Thursday, May 10, 2012
I've ruined everything
This week should have been one of the best, most accomplished, saddest weeks of my life; but it wasn't. Everyone posting on twitter about bittersweet memories of leaving their fist year of college. I never finished mine, either semester. I know it's my fault and I think that's what makes it worse. I should be just moving back home, my parents should be proud and overwhelemed with joy that I'm home for the next four months. Nothings as I planned it. How is it that I could have fucked up my life this bad? Moving into college last semester was everything my mom had dreamed but me coming home early and living in her home again on drugs everyday was not how she wanted my life to go. That makes everythig worse. I had so many people in my life that wanted me to sucesseed and I let them down. I guess thats probably what makes my failure hurt so much worse. Everyone who ever put me first in life got let down by me in so many ways. I wish I could go back and change it all. What do I have now? My mother cant even look me in the eye becaue shes so disappointed in what I've become, the only girl I ever loved wont even speak to me, and my main concern with life is where I can find my next fix to get high.

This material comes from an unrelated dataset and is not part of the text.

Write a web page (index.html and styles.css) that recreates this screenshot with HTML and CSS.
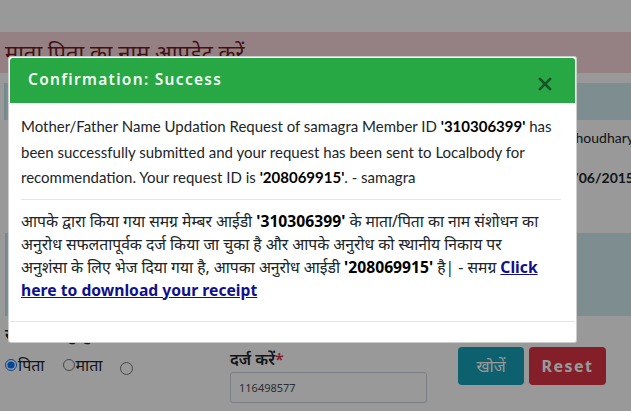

I have nothing left. I'm all drained out. Why did I let it get so bad? I miss how it used to be. I love my friends and I tell myself that I'm okay with how my life is going but it's all a big lie. I can't open up with anyone, I like hiding my fears and my saddness. The more I let people in, the more chance I have of getting hurt again, and I cant get hurt again. So many people have come and gone in my life and at the end of it all I'm the one left alone. I like being the one who is always cheerful because its easy. Its easy going through life saying im over it and pretending everythings okay. Things get too complicated when I don't. But it's hard sitting up night after night thinking about how unhappy I am. I've burned so many bridges with so many people. My life is going nowhere and I know that. I just wish I could change it all somehow and go back and do it all again. But for now I'll put on a smile and just try and make it through each day. One day it'll all be over and what's scary is I look forward to that day. People always talk about their fear of dying but its something I longed for more than anything. I can't take the life I have built for myself anymore. I just want it all to end.